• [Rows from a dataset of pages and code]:
┄┄┄┄┄┄┄┄┄┄

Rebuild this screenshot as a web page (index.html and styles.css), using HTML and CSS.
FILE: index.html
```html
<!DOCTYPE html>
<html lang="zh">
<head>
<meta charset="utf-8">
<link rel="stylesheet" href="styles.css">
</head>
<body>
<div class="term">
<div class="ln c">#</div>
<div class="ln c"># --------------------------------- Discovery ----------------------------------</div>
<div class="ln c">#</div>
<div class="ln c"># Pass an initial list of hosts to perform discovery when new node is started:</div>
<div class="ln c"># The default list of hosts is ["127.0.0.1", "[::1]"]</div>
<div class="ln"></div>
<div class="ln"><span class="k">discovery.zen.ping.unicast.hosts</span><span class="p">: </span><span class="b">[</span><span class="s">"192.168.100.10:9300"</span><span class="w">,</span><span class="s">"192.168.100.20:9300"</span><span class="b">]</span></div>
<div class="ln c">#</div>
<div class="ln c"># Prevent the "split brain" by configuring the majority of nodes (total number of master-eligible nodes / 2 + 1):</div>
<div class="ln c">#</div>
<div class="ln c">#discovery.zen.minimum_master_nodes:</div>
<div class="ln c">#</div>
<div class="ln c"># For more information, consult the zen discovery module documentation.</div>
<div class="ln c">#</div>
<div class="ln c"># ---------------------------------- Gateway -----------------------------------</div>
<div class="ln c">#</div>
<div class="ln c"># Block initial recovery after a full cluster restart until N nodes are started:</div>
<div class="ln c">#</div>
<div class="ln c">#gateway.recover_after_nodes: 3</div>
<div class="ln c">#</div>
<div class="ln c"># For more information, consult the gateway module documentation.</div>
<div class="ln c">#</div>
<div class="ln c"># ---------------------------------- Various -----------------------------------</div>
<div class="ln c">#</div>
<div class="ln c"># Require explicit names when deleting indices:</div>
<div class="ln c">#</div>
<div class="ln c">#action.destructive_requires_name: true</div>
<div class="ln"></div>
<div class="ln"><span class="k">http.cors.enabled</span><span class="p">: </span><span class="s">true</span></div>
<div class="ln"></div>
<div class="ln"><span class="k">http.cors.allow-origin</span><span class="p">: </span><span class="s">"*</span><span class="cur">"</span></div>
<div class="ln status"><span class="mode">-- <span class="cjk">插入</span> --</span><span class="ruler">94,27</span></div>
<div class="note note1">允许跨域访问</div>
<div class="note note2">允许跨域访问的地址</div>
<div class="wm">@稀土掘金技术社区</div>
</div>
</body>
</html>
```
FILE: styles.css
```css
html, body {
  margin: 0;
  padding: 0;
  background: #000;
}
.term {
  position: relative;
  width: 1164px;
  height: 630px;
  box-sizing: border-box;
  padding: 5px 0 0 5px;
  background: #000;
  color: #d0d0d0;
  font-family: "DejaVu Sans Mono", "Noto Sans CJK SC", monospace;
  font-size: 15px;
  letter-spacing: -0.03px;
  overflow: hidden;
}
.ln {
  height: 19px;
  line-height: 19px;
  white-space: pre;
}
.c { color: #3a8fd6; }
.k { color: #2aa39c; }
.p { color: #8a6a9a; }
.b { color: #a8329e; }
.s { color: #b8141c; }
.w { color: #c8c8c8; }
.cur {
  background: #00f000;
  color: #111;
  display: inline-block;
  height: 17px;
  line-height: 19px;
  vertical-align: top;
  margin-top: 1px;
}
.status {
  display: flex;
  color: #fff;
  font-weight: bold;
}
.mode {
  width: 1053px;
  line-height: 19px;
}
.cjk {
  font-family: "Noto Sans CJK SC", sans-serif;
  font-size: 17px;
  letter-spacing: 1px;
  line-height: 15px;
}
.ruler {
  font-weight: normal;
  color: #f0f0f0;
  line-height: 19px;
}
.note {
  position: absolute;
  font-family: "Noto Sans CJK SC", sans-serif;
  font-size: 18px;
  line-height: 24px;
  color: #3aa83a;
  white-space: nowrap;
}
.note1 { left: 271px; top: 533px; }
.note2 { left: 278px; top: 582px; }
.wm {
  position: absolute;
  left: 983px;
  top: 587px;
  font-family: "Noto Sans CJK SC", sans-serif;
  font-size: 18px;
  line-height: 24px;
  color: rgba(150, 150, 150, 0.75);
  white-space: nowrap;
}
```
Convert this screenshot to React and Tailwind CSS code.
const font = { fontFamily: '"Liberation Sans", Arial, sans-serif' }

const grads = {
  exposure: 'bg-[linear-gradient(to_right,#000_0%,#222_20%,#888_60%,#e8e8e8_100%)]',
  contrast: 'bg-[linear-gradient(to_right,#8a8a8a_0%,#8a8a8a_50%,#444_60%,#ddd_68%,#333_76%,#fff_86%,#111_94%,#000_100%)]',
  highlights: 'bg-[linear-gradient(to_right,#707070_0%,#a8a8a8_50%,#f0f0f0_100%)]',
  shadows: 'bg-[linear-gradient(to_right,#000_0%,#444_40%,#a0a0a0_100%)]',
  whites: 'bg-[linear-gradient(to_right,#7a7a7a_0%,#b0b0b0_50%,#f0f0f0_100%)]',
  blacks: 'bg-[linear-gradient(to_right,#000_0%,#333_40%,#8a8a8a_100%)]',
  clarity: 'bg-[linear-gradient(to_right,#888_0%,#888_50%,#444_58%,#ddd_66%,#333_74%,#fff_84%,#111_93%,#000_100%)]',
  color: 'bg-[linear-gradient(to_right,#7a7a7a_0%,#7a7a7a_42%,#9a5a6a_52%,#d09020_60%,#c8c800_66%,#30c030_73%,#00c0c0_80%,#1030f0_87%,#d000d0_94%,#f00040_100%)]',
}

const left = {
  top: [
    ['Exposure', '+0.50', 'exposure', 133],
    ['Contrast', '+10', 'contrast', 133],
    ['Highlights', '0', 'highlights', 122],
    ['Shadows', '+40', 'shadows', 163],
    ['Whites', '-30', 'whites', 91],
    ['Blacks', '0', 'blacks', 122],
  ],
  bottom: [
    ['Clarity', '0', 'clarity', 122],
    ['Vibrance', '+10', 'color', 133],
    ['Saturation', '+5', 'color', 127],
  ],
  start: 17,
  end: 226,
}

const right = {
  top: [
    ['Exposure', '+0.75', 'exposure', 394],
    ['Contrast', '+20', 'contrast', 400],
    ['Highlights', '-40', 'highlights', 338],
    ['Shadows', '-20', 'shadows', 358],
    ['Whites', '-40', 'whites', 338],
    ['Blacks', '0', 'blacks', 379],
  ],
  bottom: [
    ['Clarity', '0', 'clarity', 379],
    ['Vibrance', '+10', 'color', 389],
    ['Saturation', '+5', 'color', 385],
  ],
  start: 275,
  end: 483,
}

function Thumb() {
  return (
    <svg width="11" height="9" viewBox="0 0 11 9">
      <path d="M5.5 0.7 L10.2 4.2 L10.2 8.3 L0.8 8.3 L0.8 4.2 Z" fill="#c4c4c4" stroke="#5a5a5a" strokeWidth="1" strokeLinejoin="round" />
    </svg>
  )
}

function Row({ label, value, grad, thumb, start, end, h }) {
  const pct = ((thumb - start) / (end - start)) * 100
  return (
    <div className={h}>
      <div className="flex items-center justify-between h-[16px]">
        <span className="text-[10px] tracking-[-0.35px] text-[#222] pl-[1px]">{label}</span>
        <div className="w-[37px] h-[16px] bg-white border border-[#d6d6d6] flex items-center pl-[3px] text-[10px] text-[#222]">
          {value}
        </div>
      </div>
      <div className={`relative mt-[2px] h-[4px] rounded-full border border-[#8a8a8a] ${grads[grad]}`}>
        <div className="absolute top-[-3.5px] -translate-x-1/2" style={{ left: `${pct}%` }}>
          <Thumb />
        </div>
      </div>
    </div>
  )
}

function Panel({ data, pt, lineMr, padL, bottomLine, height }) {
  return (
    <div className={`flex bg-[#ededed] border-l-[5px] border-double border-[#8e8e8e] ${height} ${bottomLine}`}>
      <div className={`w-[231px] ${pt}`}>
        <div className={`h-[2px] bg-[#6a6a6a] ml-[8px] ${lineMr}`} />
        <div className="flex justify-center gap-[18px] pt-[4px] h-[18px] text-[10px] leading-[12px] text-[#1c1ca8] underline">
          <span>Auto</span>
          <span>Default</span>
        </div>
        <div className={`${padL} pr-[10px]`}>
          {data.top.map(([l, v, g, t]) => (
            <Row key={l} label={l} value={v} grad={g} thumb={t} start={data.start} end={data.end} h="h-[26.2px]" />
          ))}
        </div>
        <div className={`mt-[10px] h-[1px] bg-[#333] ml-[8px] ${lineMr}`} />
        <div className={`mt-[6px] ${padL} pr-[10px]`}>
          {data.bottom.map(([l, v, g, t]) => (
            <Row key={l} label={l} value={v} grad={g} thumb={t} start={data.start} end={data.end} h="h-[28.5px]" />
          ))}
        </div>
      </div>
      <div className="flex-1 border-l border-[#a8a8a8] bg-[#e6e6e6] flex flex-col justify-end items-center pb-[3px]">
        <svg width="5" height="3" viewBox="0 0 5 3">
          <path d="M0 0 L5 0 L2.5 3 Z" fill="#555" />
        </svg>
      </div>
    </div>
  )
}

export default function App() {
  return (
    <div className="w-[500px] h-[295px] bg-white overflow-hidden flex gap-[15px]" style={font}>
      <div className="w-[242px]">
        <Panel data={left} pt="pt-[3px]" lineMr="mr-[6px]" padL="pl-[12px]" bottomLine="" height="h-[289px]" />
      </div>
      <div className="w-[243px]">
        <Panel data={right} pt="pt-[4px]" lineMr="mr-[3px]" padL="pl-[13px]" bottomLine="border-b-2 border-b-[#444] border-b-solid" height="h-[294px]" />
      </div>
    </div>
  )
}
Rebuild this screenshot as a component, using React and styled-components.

┄┄┄┄┄┄┄┄┄┄

• [Objective]:
Copy out each line in the preceding records that contains "React".

• [In response]:
Convert this screenshot to React and Tailwind CSS code.
Rebuild this screenshot as a component, using React and styled-components.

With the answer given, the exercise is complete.